Op 18 jan 2009, om 02:02 heeft Franco Amato het volgende geschreven:
> 2009/1/17, Arjan <[email protected]>:
>>
>>
>> Op 18 jan 2009, om 00:54 heeft Franco Amato het volgende geschreven:
>>
>>> Hi to all,
>>> I have a problem that I can not solve.
>>> In my encoder I'm encoding video and audio, the problem comes with
>>> the audio
>>> part.
>>> My original audio raw samples are pcm float -1/+1 stereo. So I have
>>> 4 bytes
>>> (2 for the L channel and 2 for the R channel TOTAL = 4 bytes).
>>
>> floats are in fact 4 bytes -> 32bit
>> for a second of audio stored using float with a sample rate of 48Khz,
>> you would need 48000 * 2 chan * 4 bytes = 384000 bytes.
>
>
> I don't understand.
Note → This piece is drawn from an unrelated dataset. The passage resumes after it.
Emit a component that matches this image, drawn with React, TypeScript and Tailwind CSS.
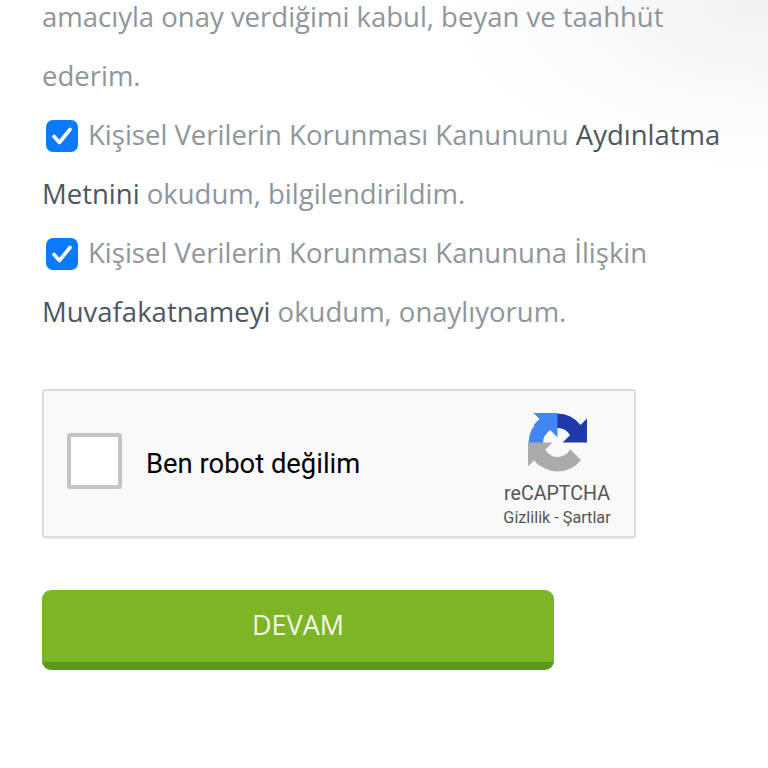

Which is this size?
let's break this down
float sourceSamples[64];
int16_t destSamples[64];
int i;
for(i=0; i<64; i++) {
destSamples[i] = sourceSamples[i] * 0x7FFF;
}
it's really very simple.. just let the compiler care about the sizes
of the types
In regard to your question about the low audio level, try the following.
(please try to condense your messages, as not to litter the mailing
list)
you first need to find the maximum amplitude
float max = 0.0;
int i;
for(i=0; i<64; i++) {
if( abs( sourceSamples[i] ) > max ) max = abs( sourceSamples[i] );
}
now max holds the largest amplitude in your collection of samples.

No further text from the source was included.